Sa présence, son sourire et son rire fraternels rendaient paisible un monde professionnel, un monde tout court, dans lequel certains ne font que se croiser sans jamais se connaître, ni même désirer rien savoir sur autrui, dans lequel manquent enfin les projets politiques et sociaux rassembleurs qui purent enthousiasmer notre adolescence. Cette sérénité n’aurait sans doute pas été sans la force d’une cellule familiale construite au long cours avec sa compagne Isabelle, riche de ses talents de journaliste, d’enseignante spécialisée et d’écrivaine pour la jeunesse, sans ses trois garçons Raphaël, Hugo et Cyprien, dont il était si fier et si proche, si heureux des moments partagés, et de l’individualité qu’ils affirment dans leurs choix professionnels.
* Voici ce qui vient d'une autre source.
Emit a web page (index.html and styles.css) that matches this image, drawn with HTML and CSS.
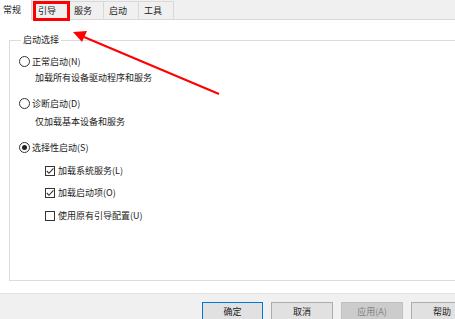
FILE: index.html
```html
<!DOCTYPE html>
<html lang="zh-CN">
<head>
<meta charset="utf-8">
<title>系统配置</title>
<link rel="stylesheet" href="styles.css">
</head>
<body>
<div class="dialog">
  <div class="tabs">
    <div class="tab tab-active">常规</div>
    <div class="tab tab-wide">引导</div>
    <div class="tab">服务</div>
    <div class="tab">启动</div>
    <div class="tab">工具</div>
    <div class="tab-fill"></div>
  </div>
  <div class="page">
    <fieldset class="group">
      <legend class="legend">启动选择</legend>
      <div class="opt opt-1"><span class="radio"></span>正常启动(N)</div>
      <div class="desc desc-1">加载所有设备驱动程序和服务</div>
      <div class="opt opt-2"><span class="radio"></span>诊断启动(D)</div>
      <div class="desc desc-2">仅加载基本设备和服务</div>
      <div class="opt opt-3"><span class="radio radio-on"></span>选择性启动(S)</div>
      <div class="chk chk-1"><span class="box"><svg viewBox="0 0 10 10" width="10" height="10"><path d="M1.8 5 L4 7.3 L8.4 2.4" fill="none" stroke="#333" stroke-width="1.1"/></svg></span>加载系统服务(L)</div>
      <div class="chk chk-2"><span class="box"><svg viewBox="0 0 10 10" width="10" height="10"><path d="M1.8 5 L4 7.3 L8.4 2.4" fill="none" stroke="#333" stroke-width="1.1"/></svg></span>加载启动项(O)</div>
      <div class="chk chk-3"><span class="box"></span>使用原有引导配置(U)</div>
    </fieldset>
  </div>
  <div class="buttons">
    <div class="btn btn-default">确定</div>
    <div class="btn">取消</div>
    <div class="btn btn-disabled">应用(A)</div>
    <div class="btn">帮助</div>
  </div>
  <div class="highlight"></div>
  <svg class="arrow" width="455" height="319" viewBox="0 0 455 319">
    <line x1="219" y1="94" x2="84" y2="37" stroke="#f00" stroke-width="2"/>
    <polygon points="73,32 87,31 82,42" fill="#f00"/>
  </svg>
</div>
</body>
</html>
```
FILE: styles.css
```css
html, body {
  margin: 0;
  padding: 0;
}
body {
  width: 455px;
  height: 319px;
  overflow: hidden;
  background: #ffffff;
  font-family: "Noto Sans CJK SC", "Microsoft YaHei", sans-serif;
  font-size: 9px;
  color: #222222;
}
.dialog {
  position: relative;
  width: 455px;
  height: 319px;
  display: flex;
  flex-direction: column;
}
.tabs {
  display: flex;
  height: 20px;
  background: #f0f0f0;
  flex: none;
}
.tab {
  box-sizing: border-box;
  width: 35px;
  height: 19px;
  margin-top: 1px;
  padding: 0 0 0 5px;
  line-height: 18px;
  background: #f0f0f0;
  border-top: 1px solid #d9d9d9;
  border-right: 1px solid #d9d9d9;
  border-bottom: 1px solid #d9d9d9;
}
.tab-active {
  width: 32px;
  height: 20px;
  margin-top: 0;
  padding: 0 0 0 3px;
  background: #ffffff;
  border-top: none;
  border-bottom: none;
  line-height: 20px;
}
.tab-wide {
  width: 37px;
  padding-left: 6px;
}
.tab-fill {
  flex: 1;
  border-bottom: 1px solid #d9d9d9;
  height: 19px;
}
.page {
  flex: 1;
  background: #ffffff;
  padding: 12px 0 0 9px;
  box-sizing: border-box;
}
.group {
  margin: 0 -20px 0 0;
  padding: 0 0 0 9px;
  border: 1px solid #dcdcdc;
  height: 249px;
  box-sizing: border-box;
}
.legend {
  margin-left: 2px;
  padding: 0 2px;
  line-height: 16px;
}
.opt, .desc, .chk {
  display: flex;
  align-items: center;
  height: 15px;
  line-height: 15px;
  white-space: nowrap;
}
.opt-1 { margin-top: 6px; }
.desc-1 { margin-top: 1px; padding-left: 16px; }
.opt-2 { margin-top: 11px; }
.desc-2 { margin-top: 3px; padding-left: 16px; }
.opt-3 { margin-top: 11px; }
.chk { padding-left: 26px; }
.chk-1 { margin-top: 8px; }
.chk-2 { margin-top: 7px; }
.chk-3 { margin-top: 8px; }
.radio {
  box-sizing: border-box;
  width: 11px;
  height: 11px;
  border: 1px solid #333333;
  border-radius: 50%;
  margin-right: 2px;
  display: flex;
  align-items: center;
  justify-content: center;
  flex: none;
}
.radio-on::after {
  content: "";
  width: 5px;
  height: 5px;
  border-radius: 50%;
  background: #222222;
}
.box {
  box-sizing: border-box;
  width: 10px;
  height: 10px;
  border: 1px solid #333333;
  margin-right: 3px;
  flex: none;
  display: flex;
  align-items: center;
  justify-content: center;
}
.box svg {
  display: block;
  flex: none;
  margin: -1px;
}
.buttons {
  flex: none;
  height: 26px;
  box-sizing: border-box;
  background: #f0f0f0;
  border-top: 1px solid #e3e3e3;
  display: flex;
  gap: 8px;
  padding: 8px 0 0 202px;
  overflow: hidden;
}
.btn {
  flex: none;
  box-sizing: border-box;
  width: 62px;
  height: 17px;
  padding-top: 2px;
  background: #e1e1e1;
  border: 1px solid #adadad;
  border-bottom: none;
  text-align: center;
  line-height: 14px;
  color: #1a1a1a;
}
.btn-default {
  border-color: #0078d7;
  width: 61px;
}
.btn-disabled {
  background: #cccccc;
  border-color: #bfbfbf;
  color: #838383;
}
.highlight {
  position: absolute;
  left: 33px;
  top: 1px;
  width: 37px;
  height: 20px;
  box-sizing: border-box;
  border: 3px solid #ff0000;
}
.arrow {
  position: absolute;
  left: 0;
  top: 0;
  pointer-events: none;
}
```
Ils font bon usage de la liberté et perdent une belle personne, forte, pudique et courageuse jusque dans l’accablante adversité des derniers temps. C’est vers eux que vont mes pensées à l’heure de dire au revoir à l’un de mes plus chers amis. Pour plagier Maxime Le Forestier, l’un de ses chanteurs préférés, « Tous mes souvenirs s’enfument / Aux soixante bougies qui s’allument », loin du « café des certitudes » ; il y a vraiment maldonne. C’est fou, tout ce que nous ne serons, ne ferons pas, ou plus.